Analysis and Characterization of the Vertical Carrier Domain Magnetometer

The point of semiconductor device analysis is to find useful predictors of device performance. With these we can design to specifications, uncover promising directions for improving device operation, and understand device limitations. An actual device has no trouble finding its operating point, but we must make a succession of simplifying approximations to achieve even a partial understanding. Useful concepts have been developed for describing semiconducting materials: band gap, densities of states, hole and electron effective masses, dielectric tensor, and so on. With some additional approximations, such as parabolic energy bands, energy independent relaxation times, Boltzmann statistics, etc. then Poisson's equation and the current continuity equations form a set of coupled nonlinear PDEs that can be solved numerically: Only for the very simplest problems can these equations be solved analytically.
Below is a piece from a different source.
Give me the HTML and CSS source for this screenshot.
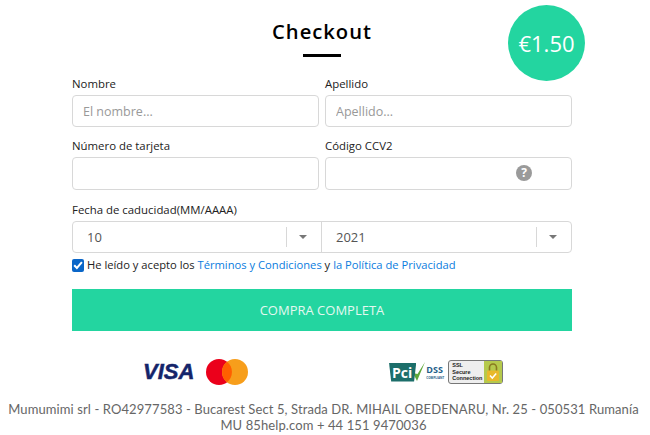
FILE: index.html
```html
<!DOCTYPE html>
<html lang="es">

<head>
    <meta charset="UTF-8">
    <meta name="viewport" content="width=device-width, initial-scale=1.0">
    <title>Checkout</title>
    <link rel="stylesheet" href="styles.css">
</head>

<body>
    <div class="price-badge">€1.50</div>

    <div class="checkout">
        <h2>Checkout</h2>
        <div class="title-line"></div>

        <form class="form-grid">
            <!-- Name -->
            <div class="field">
                <label for="first_name">Nombre</label>
                <input type="text" id="first_name" placeholder="El nombre...">
            </div>
            <div class="field">
                <label for="last_name">Apellido</label>
                <input type="text" id="last_name" placeholder="Apellido...">
            </div>

            <!-- Card -->
            <div class="field field-card">
                <label for="card">Número de tarjeta</label>
                <input type="text" id="card">
            </div>
            <div class="field field-card">
                <label for="ccv">Código CCV2</label>
                <div class="input-wrap">
                    <input type="text" id="ccv">
                    <span class="help-icon">?</span>
                </div>
            </div>

            <!-- Expiry -->
            <div class="field field-wide">
                <label>Fecha de caducidad(MM/AAAA)</label>
                <div class="select-group">
                    <div class="select-box">
                        <span class="select-value">10</span>
                        <span class="select-arrow"></span>
                    </div>
                    <div class="select-box">
                        <span class="select-value">2021</span>
                        <span class="select-arrow"></span>
                    </div>
                </div>
            </div>

            <div class="terms field-wide">
                <span class="check">
                    <svg viewBox="0 0 12 12" width="12" height="12">
                        <path d="M2.2 6.2 L4.9 9 L9.9 3.2" fill="none" stroke="#fff" stroke-width="2"></path>
                    </svg>
                </span>
                <span>He leído y acepto los <a href="#">Términos y Condiciones</a> y <a href="#">la Política de Privacidad</a></span>
            </div>

            <button type="button" class="buy field-wide">COMPRA COMPLETA</button>
        </form>

        <div class="logos">
            <div class="logo-set">
                <span class="visa">VISA</span>
                <svg class="mastercard" viewBox="0 0 42 26" width="42" height="26">
                    <circle cx="13" cy="13" r="13" fill="#eb001b"></circle>
                    <circle cx="29" cy="13" r="13" fill="#f79e1b"></circle>
                    <path d="M21 2.8 A13 13 0 0 1 21 23.2 A13 13 0 0 1 21 2.8 Z" fill="#ff5f00"></path>
                </svg>
            </div>
            <div class="logo-set logo-set-secure">
                <div class="pci">
                    <span class="pci-mark">Pci</span>
                    <svg class="pci-tick" viewBox="0 0 14 24" width="14" height="24">
                        <path d="M1 13 L5 21 L13 2 L5.5 14 Z" fill="#5fa83a"></path>
                    </svg>
                    <div class="pci-dss">
                        <span>DSS</span>
                        <small>COMPLIANT</small>
                    </div>
                </div>
                <div class="ssl">
                    <div class="ssl-text">SSL<br>Secure<br>Connection</div>
                    <div class="ssl-lock">
                        <svg viewBox="0 0 14 20" width="14" height="20">
                            <path d="M3.5 9 V5.5 A3.5 3.5 0 0 1 10.5 5.5 V9" fill="none" stroke="#8a7a20" stroke-width="1.6"></path>
                            <rect x="1" y="8.5" width="12" height="10.5" rx="1" fill="#e8b92a"></rect>
                            <path d="M4 13.5 L6.3 16 L10.2 11.5" fill="none" stroke="#fff" stroke-width="1.5"></path>
                        </svg>
                    </div>
                </div>
            </div>
        </div>
    </div>

    <div class="footer">
        Mumumimi srl - RO42977583 - Bucarest Sect 5, Strada DR. MIHAIL OBEDENARU, Nr. 25 - 050531 Rumanía<br>
        MU 85help.com + 44 151 9470036
    </div>
</body>

</html>
```

FILE: styles.css
```css
body {
    margin: 0;
    font-family: "Open Sans", Arial, sans-serif;
    background-color: white;
    color: #222;
    overflow: hidden;
}

.price-badge {
    position: absolute;
    left: 508px;
    top: 5px;
    width: 77px;
    height: 76px;
    border-radius: 50%;
    background: #23d5a0;
    color: white;
    font-size: 22px;
    line-height: 76px;
    text-align: center;
}

.checkout {
    width: 500px;
    margin: 0 auto;
    padding-top: 18px;
    transform: translateX(-3px);
}

.checkout h2 {
    margin: 0;
    font-size: 20.2px;
    line-height: 27px;
    font-weight: 600;
    letter-spacing: 1px;
    color: black;
    text-align: center;
}

.title-line {
    width: 38px;
    height: 3px;
    margin: 9px auto 17px;
    background: black;
}

.form-grid {
    display: grid;
    grid-template-columns: 1fr 1fr;
    column-gap: 6px;
}

.field {
    margin-bottom: 9px;
}

.field-wide {
    grid-column: span 2;
}

.field label {
    display: block;
    height: 21px;
    font-size: 11.4px;
    line-height: 20px;
}

.field input {
    display: block;
    box-sizing: border-box;
    width: 100%;
    height: 32px;
    padding: 0 10px;
    border: 1px solid #d8d8d8;
    border-radius: 4px;
    font-family: inherit;
    font-size: 12.5px;
    outline: none;
}

.field-card {
    margin-bottom: 10px;
}

.field-card input {
    height: 33px;
}

.field input::placeholder {
    color: #999;
}

.input-wrap {
    position: relative;
}

.help-icon {
    position: absolute;
    right: 40px;
    top: 8px;
    width: 16px;
    height: 16px;
    border-radius: 50%;
    background: #9a9a9a;
    color: white;
    font-size: 12px;
    font-weight: 700;
    line-height: 16px;
    text-align: center;
}

.select-group {
    display: grid;
    grid-template-columns: 248px 1fr;
    height: 32px;
    box-sizing: border-box;
    border: 1px solid #d8d8d8;
    border-radius: 4px;
}

.select-box {
    display: flex;
    align-items: center;
    padding-left: 14px;
    font-size: 13px;
    color: #555;
}

.select-box + .select-box {
    border-left: 1px solid #d8d8d8;
}

.select-value {
    flex: 1;
}

.select-arrow {
    position: relative;
    width: 34px;
    height: 20px;
    border-left: 1px solid #d8d8d8;
}

.select-arrow::after {
    content: "";
    position: absolute;
    left: 12px;
    top: 8px;
    border-left: 4px solid transparent;
    border-right: 4px solid transparent;
    border-top: 4px solid #777;
}

.terms {
    display: flex;
    align-items: center;
    gap: 3px;
    margin-top: -5px;
    font-size: 11.2px;
    line-height: 16px;
}

.terms a {
    color: #0a7cde;
    text-decoration: none;
}

.check {
    display: flex;
    align-items: center;
    justify-content: center;
    width: 12px;
    height: 13px;
    border-radius: 2px;
    background: #0a66c8;
}

.buy {
    height: 42px;
    margin-top: 16px;
    border: none;
    background: #23d5a0;
    color: #e4f8f0;
    font-family: inherit;
    font-size: 13px;
}

.logos {
    display: grid;
    grid-template-columns: 1fr 1fr;
    margin-top: 27px;
}

.logo-set {
    display: flex;
    align-items: center;
    gap: 12px;
    height: 28px;
    padding-left: 71px;
}

.logo-set-secure {
    gap: 4px;
    padding-left: 67px;
}

.visa {
    font-family: "Liberation Sans", Arial, sans-serif;
    font-size: 22px;
    font-style: italic;
    font-weight: 700;
    color: #14246a;
    -webkit-text-stroke: 0.5px #14246a;
}

.pci {
    display: flex;
    align-items: center;
}

.pci-mark {
    padding: 2px 4px 2px 3px;
    background: #1c6e6a;
    color: white;
    font-size: 14px;
    font-weight: 700;
    line-height: 15px;
    clip-path: polygon(0 0, 100% 0, 92% 100%, 8% 100%);
}

.pci-tick {
    margin-left: -4px;
}

.pci-dss {
    display: flex;
    flex-direction: column;
    color: #1f5f8a;
    font-size: 9px;
    font-weight: 700;
    line-height: 12px;
}

.pci-dss small {
    font-size: 3px;
    line-height: 4px;
}

.ssl {
    display: flex;
    box-sizing: border-box;
    width: 55px;
    height: 24px;
    border: 1px solid #777;
    border-radius: 3px;
    background: #eee;
}

.ssl-text {
    flex: 1;
    padding: 1px 0 0 3px;
    font-family: "Liberation Sans", Arial, sans-serif;
    font-size: 5.5px;
    font-weight: 700;
    line-height: 6.5px;
}

.ssl-lock {
    display: flex;
    align-items: center;
    justify-content: center;
    width: 18px;
    background: #b5c94c;
}

.footer {
    margin-top: 15px;
    padding-right: 3px;
    font-family: "Lato", Arial, sans-serif;
    font-size: 13px;
    line-height: 16px;
    letter-spacing: 0.1px;
    color: #666;
    text-align: center;
    white-space: nowrap;
}
```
The response of semiconductor dcvices to magnetic fields is inherently 2-dimensional. Carriers suffer deflections from their usual courses, producing effects in directions perpendicular to their normal flows. Exact analytical techniques in 2 dimensions are reasonably accurate for Hall devices [I], because it is usually appropriate to assume equilibrium carrier concentrations, reducing Poisson's equation to Laplace's equation. When more complex devices such as bipolar transistors are biased into operation, carrier concentrations are perturbed significantly from their equilibrium conditions. Analytical methods have rather limited validity even in the absence of magnetic fields. One of the first examples of 2-d bipolar device modeling [2] was used to disprove earlier results calculated from an inadequate analytical model. Given the fact that no good 2-d analytical models exist for bipolar device operation, and that modelling in 2 dimensions is necessary to understand the workings of the VCDM, we are naturally led to undertake numerical simulation. In this chapter we will review the effects of magnetic fields on semiconductor devices, and after reviewing 2-dimensional semiconductor simulation, discuss the changes that would be necessary to incorporate a magnetic field into a simulation program.